Oxford and Cambridge are currently allocated a total of £6.9 million a year for this task, in addition to funding which is available to all universities.

The report showed that some institutions thought that the current ‘institution-specific’ funding system “may be anti-competitive”, whilst others proposed alternative schemes for the money, such as channelling it into the student loan system, letting the markets decide appropriate levels of funding, or widening access.

Under the present scheme, Oxford receives £4.7 million and Cambridge £2.2 million a year, while the remainder of the funds are paid to 17 small-scale specialist colleges, such as music conservatoires. 

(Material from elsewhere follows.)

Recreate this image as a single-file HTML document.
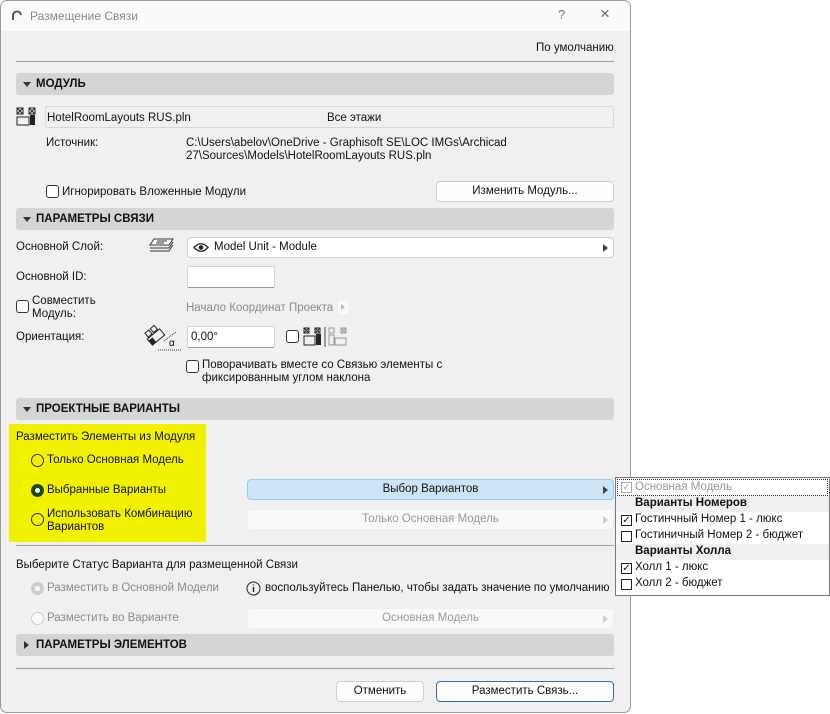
<!DOCTYPE html>
<html><head><meta charset="utf-8"><style>
*{margin:0;padding:0;box-sizing:border-box}
body{width:830px;height:714px;background:#fff;font-family:"Liberation Sans","DejaVu Sans",sans-serif;font-size:11.5px;color:#111;position:relative;overflow:hidden}
.a{position:absolute;white-space:nowrap}
#win{position:absolute;left:0;top:0;width:631px;height:713px;background:#f0f0f0;box-shadow:inset 0 0 0 1px #9a9a9a;border-radius:7px;overflow:hidden}
#tb{position:absolute;left:1px;top:1px;width:629px;height:30px;background:#fafafa;border-radius:6px 6px 0 0}
.hd{position:absolute;left:16px;width:598px;height:22px;background:#d5d5d5;border-radius:3px;font-weight:bold;font-size:11.5px}
.hd span{position:absolute;left:20px;top:5px}
.tri{position:absolute;left:7px;top:9px;width:0;height:0;border-left:4px solid transparent;border-right:4px solid transparent;border-top:5px solid #333}
.trr{position:absolute;left:8px;top:7px;width:0;height:0;border-top:4px solid transparent;border-bottom:4px solid transparent;border-left:5px solid #333}
.cb{position:absolute;width:13px;height:13px;border:1px solid #333;border-radius:3px;background:#fff}
.rd{position:absolute;width:13px;height:13px;border:1px solid #333;border-radius:50%}
.fld{position:absolute;background:#fff;border:1px solid #d4d4d4;border-bottom-color:#999;border-radius:2px}
.btn{position:absolute;background:#fdfdfd;border:1px solid #cfcfcf;border-radius:4px;text-align:center;line-height:19px}
.ar{position:absolute;right:5px;top:6px;width:0;height:0;border-top:4px solid transparent;border-bottom:4px solid transparent;border-left:5px solid #444}
.line{position:absolute;left:16px;width:598px;height:1px;background:#a0a0a0}
.g{color:#8a8a8a}
.pc{position:absolute;left:5px;width:11px;height:11px;border:1px solid #222;background:#fff;font-size:10px;line-height:9px;text-align:center}
</style></head><body>
<div id="win">
<div id="tb"></div>
<svg class="a" style="left:11px;top:10px" width="12" height="11"><path d="M2 10 V6 A4 4 0 0 1 10 5" stroke="#555" stroke-width="2" fill="none"/></svg>
<div class="a g" style="left:30px;top:9px;font-size:12px;color:#888">Размещение Связи</div>
<div class="a" style="left:558px;top:7px;color:#777;font-size:13px">?</div>
<div class="a" style="left:600px;top:4px;color:#666;font-size:17px">×</div>

<div class="a" style="left:536px;top:42px">По умолчанию</div>
<div class="line" style="top:61px"></div>

<div class="hd" style="top:73px"><div class="tri"></div><span>МОДУЛЬ</span></div>
<svg class="a" style="left:16px;top:107px" width="22" height="20"><rect x="1" y="1" width="6" height="6" fill="none" stroke="#222"/><path d="M1 1l6 6M7 1l-6 6" stroke="#222"/><rect x="13" y="1" width="6" height="6" fill="none" stroke="#222"/><path d="M13 1l6 6M19 1l-6 6" stroke="#222"/><rect x="1" y="10" width="12" height="8" fill="none" stroke="#222"/><rect x="14" y="8" width="5" height="10" fill="#222"/></svg>
<div class="fld" style="left:45px;top:106px;width:569px;height:22px;background:#f0f0f0;border-color:#d8d8d8"></div>
<div class="a" style="left:47px;top:112px">HotelRoomLayouts RUS.pln</div>
<div class="a" style="left:327px;top:112px">Все этажи</div>
<div class="a" style="left:46px;top:137px">Источник:</div>
<div class="a" style="left:186px;top:137px">C:\Users\abelov\OneDrive - Graphisoft SE\LOC IMGs\Archicad</div>
<div class="a" style="left:186px;top:150px">27\Sources\Models\HotelRoomLayouts RUS.pln</div>
<div class="cb" style="left:46px;top:185px"></div>
<div class="a" style="left:62px;top:186px">Игнорировать Вложенные Модули</div>
<div class="btn" style="left:436px;top:181px;width:178px;height:21px">Изменить Модуль...</div>

<div class="hd" style="top:208px"><div class="tri"></div><span>ПАРАМЕТРЫ СВЯЗИ</span></div>
<div class="a" style="left:16px;top:241px">Основной Слой:</div>
<svg class="a" style="left:148px;top:237px" width="27" height="18"><path d="M6 2h19l-4 6H2z" fill="#fff" stroke="#333"/><path d="M2 11h19l4-6M2 14h19l4-6" fill="none" stroke="#333"/><path d="M9 4h10M8 6h8" stroke="#333"/></svg>
<div class="btn" style="left:187px;top:237px;width:427px;height:21px;text-align:left;background:#fff"><svg style="position:absolute;left:5px;top:4px" width="16" height="11"><path d="M1 5.5Q8 -2 15 5.5Q8 13 1 5.5z" fill="none" stroke="#222" stroke-width="1.3"/><circle cx="8" cy="5.5" r="2.3" fill="#222"/></svg><span style="position:absolute;left:26px;top:0">Model Unit - Module</span><div class="ar"></div></div>
<div class="a" style="left:16px;top:271px">Основной ID:</div>
<div class="fld" style="left:187px;top:266px;width:88px;height:22px"></div>
<div class="cb" style="left:16px;top:300px"></div>
<div class="a" style="left:32px;top:295px;line-height:13px">Совместить<br>Модуль:</div>
<div class="a g" style="left:186px;top:302px">Начало Координат Проекта</div>
<div class="a" style="left:338px;top:301px;width:10px;height:13px;background:#fafafa;border-radius:2px"><div style="position:absolute;left:3px;top:3px;border-top:3.5px solid transparent;border-bottom:3.5px solid transparent;border-left:4px solid #bbb"></div></div>
<div class="a" style="left:16px;top:331px">Ориентация:</div>
<svg class="a" style="left:144px;top:323px" width="38" height="28"><g transform="rotate(-40 12 14)"><rect x="4" y="10" width="16" height="8" fill="none" stroke="#222"/><rect x="6" y="4" width="5" height="5" fill="none" stroke="#222"/><rect x="13" y="4" width="5" height="5" fill="none" stroke="#222"/><rect x="4" y="12" width="5" height="6" fill="#222"/></g><text x="25" y="23" font-size="10" font-family="Liberation Sans">α</text><path d="M14 27h23M20 18l12-9" stroke="#333" stroke-dasharray="1 1"/></svg>
<div class="fld" style="left:187px;top:326px;width:88px;height:22px"><span style="position:absolute;left:3px;top:4px">0,00°</span></div>
<div class="cb" style="left:286px;top:330px"></div>
<svg class="a" style="left:303px;top:327px" width="48" height="20"><rect x="1" y="1" width="5" height="5" fill="none" stroke="#222"/><path d="M1 1l5 5M6 1l-5 5" stroke="#222"/><rect x="12" y="1" width="5" height="5" fill="none" stroke="#222"/><path d="M12 1l5 5M17 1l-5 5" stroke="#222"/><rect x="1" y="9" width="11" height="9" fill="none" stroke="#222"/><rect x="13" y="7" width="5" height="11" fill="#222"/><path d="M22 0v20" stroke="#444"/><g stroke="#999" fill="none"><rect x="26" y="1" width="5" height="5"/><rect x="38" y="1" width="5" height="5"/><path d="M38 1l5 5M43 1l-5 5"/><rect x="26" y="8" width="5" height="10"/><rect x="32" y="11" width="11" height="7"/></g></svg>
<div class="cb" style="left:186px;top:360px"></div>
<div class="a" style="left:202px;top:359px;line-height:13px">Поворачивать вместе со Связью элементы с<br>фиксированным углом наклона</div>

<div class="hd" style="top:398px"><div class="tri"></div><span>ПРОЕКТНЫЕ ВАРИАНТЫ</span></div>
<div class="a" style="left:9px;top:424px;width:197px;height:118px;background:#f0f000"></div>
<div class="a" style="left:16px;top:431px">Разместить Элементы из Модуля</div>
<div class="rd" style="left:31px;top:454px"></div>
<div class="a" style="left:47px;top:454px">Только Основная Модель</div>
<div class="rd" style="left:31px;top:484px;border:4px solid #1a4a10;background:#fff"></div>
<div class="a" style="left:47px;top:484px">Выбранные Варианты</div>
<div class="rd" style="left:31px;top:513px"></div>
<div class="a" style="left:47px;top:508px;line-height:13px">Использовать Комбинацию<br>Вариантов</div>
<div class="btn" style="left:247px;top:479px;width:367px;height:21px;background:#cce4f7;border-color:#9cc9ee">Выбор Вариантов<div class="ar"></div></div>
<div class="btn g" style="left:247px;top:509px;width:367px;height:21px;background:#f9f9f9;border-color:#eee;color:#999">Только Основная Модель<div class="ar" style="border-left-color:#ccc"></div></div>
<div class="line" style="top:545px"></div>
<div class="a" style="left:16px;top:559px">Выберите Статус Варианта для размещенной Связи</div>
<div class="rd" style="left:31px;top:582px;border:4px solid #ccc;background:#fff"></div>
<div class="a g" style="left:47px;top:582px">Разместить в Основной Модели</div>
<svg class="a" style="left:246px;top:581px" width="15" height="15"><circle cx="7.5" cy="7.5" r="6.5" fill="none" stroke="#222"/><path d="M7.5 6v5M7.5 3.5v1" stroke="#222" stroke-width="1.4"/></svg>
<div class="a" style="left:265px;top:582px">воспользуйтесь Панелью, чтобы задать значение по умолчанию</div>
<div class="rd" style="left:31px;top:612px;border-color:#ccc;background:#fafafa"></div>
<div class="a g" style="left:47px;top:612px">Разместить во Варианте</div>
<div class="btn g" style="left:247px;top:608px;width:367px;height:21px;background:#f9f9f9;border-color:#eee;color:#999">Основная Модель<div class="ar" style="border-left-color:#ccc"></div></div>
<div class="hd" style="top:634px"><div class="trr"></div><span>ПАРАМЕТРЫ ЭЛЕМЕНТОВ</span></div>
<div class="line" style="top:668px"></div>
<div class="btn" style="left:336px;top:681px;width:88px;height:21px">Отменить</div>
<div class="btn" style="left:436px;top:681px;width:178px;height:21px;border-color:#2a6fc0">Разместить Связь...</div>
</div>

<div class="a" style="left:615px;top:477px;width:215px;height:119px;background:#fff;border:1px solid #777">
<div class="a" style="left:1px;top:1px;width:211px;height:17px;border:1px dotted #333"></div>
<div class="pc" style="top:4px;border-color:#aaa;color:#aaa">✓</div>
<div class="a g" style="left:19px;top:3px;color:#999">Основная Модель</div>
<div class="a" style="left:0;top:18px;width:213px;height:16px;background:#f0f0f0"></div>
<div class="a" style="left:19px;top:19px;font-weight:bold">Варианты Номеров</div>
<div class="pc" style="top:37px">✓</div><div class="a" style="left:19px;top:35px">Гостинчный Номер 1 - люкс</div>
<div class="pc" style="top:53px"></div><div class="a" style="left:19px;top:51px">Гостиничный Номер 2 - бюджет</div>
<div class="a" style="left:0;top:66px;width:213px;height:16px;background:#f0f0f0"></div>
<div class="a" style="left:19px;top:67px;font-weight:bold">Варианты Холла</div>
<div class="pc" style="top:85px">✓</div><div class="a" style="left:19px;top:83px">Холл 1 - люкс</div>
<div class="pc" style="top:101px"></div><div class="a" style="left:19px;top:99px">Холл 2 - бюджет</div>
</div>
</body></html>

The criticism has led to fears that the current allocation could be abolished in future, a move supported by Bahram Bekhradnia, Director of the Higher Education Policy Institute, who argued in a recent interview with The Times Higher Education Magazine that “tutorial teaching provides no sort of justification” for continued financing, a view that echoed the findings of the HEFCE report which revealed a minority of those bodies questioned which held that the current system is seemingly designed to “maintain the status quo”.

But a spokeswoman from the University of Oxford defended the payments, announcing the university’s intention “to make a case for the continuation of this funding” and highlighting that the fund only “in part contributes to the cost of the tutorial system”.

The same is true for the University of Cambridge, where a recent internal report warned that the cost of individual interviews and the tutorial system “continues to rise” and even predicted that their continuation across the university as a whole may not be sustainable.

Such arguments may not hold much traction with many of the contributors to the HEFCE report, some of whom warned “that that the review should not maintain the status quo” and claimed that the “negative impact on an institution of removal of such funding should not be sufficient justification for its continuation”.

The tutorial system itself was criticised, with one submission claiming “that institutions should not be compensated for characteristics of delivery or organisation which are not cost effective”.

Criticism also focused on a lack of transparency and efficiency in how the funds are allocated are spent, and the large endowments possessed by many of its beneficiaries.

HEFCE is a quango responsible for allocating public funds to higher education providers. Its funding role is likely to be reduced as part of the government’s reform of higher education funding, which includes a greater proportion of funding coming directly from higher tuition fees.